· Fachbeitrag · Strafrecht
Arzt kommt (mutmaßlichem) Sterbewunsch nach ‒ Verurteilung wegen Totschlags rechtsfehlerhaft
von RA Dr. Matthias Losert, LL.M., Berlin, matthias-losert.de
| Am 26.02.2020 hat das Bundesverfassungsgericht das Verbot, die Selbsttötung „geschäftsmäßig zu fördern“, für verfasungswidrig erklärt. Da seither eine eindeutige Regelung durch den Gesetzgeber fehlt, befindet sich der assistierte Suizid in einer Grauzone. Unstreitig ist, dass die aktive Sterbehilfe weiterhin strafbar ist. Ein Anästhesist, der wegen der Gabe mehrerer tödlicher Medikamente an einen schwerkranken Patienten verurteilt worden war, war mit seiner Revision vor dem Bundesgerichtshof (BGH) erfolgreich: Die Richter sahen das Urteil der Vorinstanz als rechtsfehlerhaft an ( BGH, Beschluss vom 29.05.2024, Az. 4 StR 138/22 ). |
Anästhesist führt Ableben eines COVID-19-Patienten herbei
Ein Facharzt für Anästhesiologie behandelte auf einer Intensivstation einen Patienten, der schwer an COVID-19 erkrankt war. Seine Lunge hatte einen fast vollständigen Funktionsverlust. Daher war er auf eine ECMO-Behandlung als Lungenersatzverfahren angewiesen. Im Rahmen der Chefarztvisite, an der der Anästhesist teilnahm, schätzte der Chefarzt den Therapieerfolg als sehr gering ein. Er ordnete an, dass bei einer weiteren Verschlechterung des Zustands die Familie einzubestellen wäre und mit dieser der Patientenwille zu klären wäre. Es sollte abgeklärt werden, ob eine weitere Behandlung oder eine palliative Sterbebegleitung gewünscht sei. Am nächsten Tag verschlechterte sich der Zustand des Patienten. Dies teilte der Anästhesist seinem Chefarzt mit. Dieser wiederholte seine Anordnung, dass hier die Familie des Patienten einzubestellen wäre, um ergebnisoffen den Patientenwillen zu erforschen.

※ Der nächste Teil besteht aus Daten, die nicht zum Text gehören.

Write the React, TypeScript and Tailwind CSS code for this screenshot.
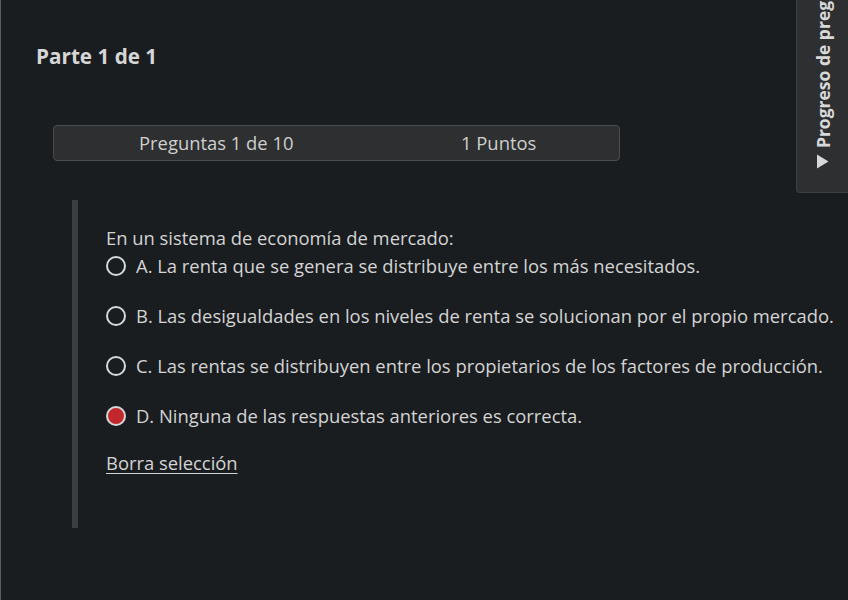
import React from 'react';

const options = [
  { id: 'a', label: 'A. La renta que se genera se distribuye entre los más necesitados.' },
  { id: 'b', label: 'B. Las desigualdades en los niveles de renta se solucionan por el propio mercado.' },
  { id: 'c', label: 'C. Las rentas se distribuyen entre los propietarios de los factores de producción.' },
  { id: 'd', label: 'D. Ninguna de las respuestas anteriores es correcta.' },
];

function Radio({ checked }: { checked: boolean }) {
  return checked ? (
    <span className="block h-[20px] w-[20px] shrink-0 rounded-full border-2 border-[#d8d8d8] bg-[#c1272d]" />
  ) : (
    <span className="block h-[20px] w-[20px] shrink-0 rounded-full border-2 border-[#d8d8d8]" />
  );
}

export default function App() {
  const selected = 'd';

  return (
    <div
      className="relative h-[600px] w-[848px] overflow-hidden border-l border-[#5a5c5e] bg-[#1a1d20] text-[#d4d4d4]"
      style={{ fontFamily: '"Open Sans", "Noto Sans", sans-serif' }}
    >
      {/* side tab */}
      <div className="absolute right-0 top-0 flex h-[193px] w-[52px] flex-col items-center justify-end overflow-hidden rounded-bl-[4px] border-b border-l border-[#3d3f41] bg-[#2d2f31] pb-[23px]">
        <div className="whitespace-nowrap text-[17.5px] font-bold leading-[24px] text-[#d8d8d8] [writing-mode:vertical-rl] rotate-180">
          Progreso de preguntas
        </div>
        <svg width="13" height="15" viewBox="0 0 13 15" className="mt-[6px] shrink-0">
          <path d="M1 0.5 L12.5 7.5 L1 14.5 Z" fill="#d8d8d8" />
        </svg>
      </div>

      <div className="pl-[35px] pt-[41px]">
        <h1 className="text-[20.7px] font-bold leading-[30px] text-[#d6d6d6]">Parte 1 de 1</h1>
      </div>

      <div className="ml-[52px] mt-[54px] flex h-[36px] w-[567px] items-center rounded-[4px] border border-[#4a4c4e] bg-[#2d2f30] text-[18.4px] text-[#cfcfcf]">
        <span className="ml-[85px] w-[322px]">Preguntas 1 de 10</span>
        <span>1 Puntos</span>
      </div>

      <div className="ml-[71px] mt-[39px] flex h-[328px] border-l-[6px] border-[#3b3d40]">
        <div className="pl-[28px] pt-[25px]">
          <p className="text-[18.4px] leading-[26px] text-[#d4d4d4]">En un sistema de economía de mercado:</p>
          <div className="mt-[2px] flex flex-col gap-[24px]">
            {options.map((o) => (
              <label key={o.id} className="flex h-[26px] items-center gap-[10px] whitespace-nowrap text-[18.4px] text-[#d4d4d4]">
                <Radio checked={o.id === selected} />
                <span>{o.label}</span>
              </label>
            ))}
          </div>
          <a className="mt-[21px] block text-[18.4px] leading-[26px] text-[#d4d4d4] underline underline-offset-[3px]">Borra selección</a>
        </div>
      </div>
    </div>
  );
}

Der Anästhesist bestellte die Familie ein und erklärte, dass alle Therapiemöglichkeiten erschöpft seien und das ECMO-Gerät in den nächsten Stunden keine Wirkung mehr entfalten werde, was zum Tod des Patienten führen würde. Dabei wusste der Anästhesist, dass eine Fortsetzung der Therapie möglich und auch medizinisch indiziert sei. Er teilte der Familie mit, dass er nun die Behandlung beenden werde und schaltete das ECMO-Gerät ab. Er verminderte die Sauerstoffzufuhr und schaltete die Spritzenpumpe ab, die den Patienten mit dem Katecholamin Noradrenalin zur Stabilisierung des Herzkreislaufs stabilisiert hatte. Anschließend führte er ihm ein stark wirksames Opioid, einen Blutdrucksenker und ein Sedivativum zu. Um den Sterbeprozess zum letalen Abschluss zu bringen, führte er ihm auch eine hohe Dosis Kaliumchlorid zu. Kurz darauf verstarb der Patient.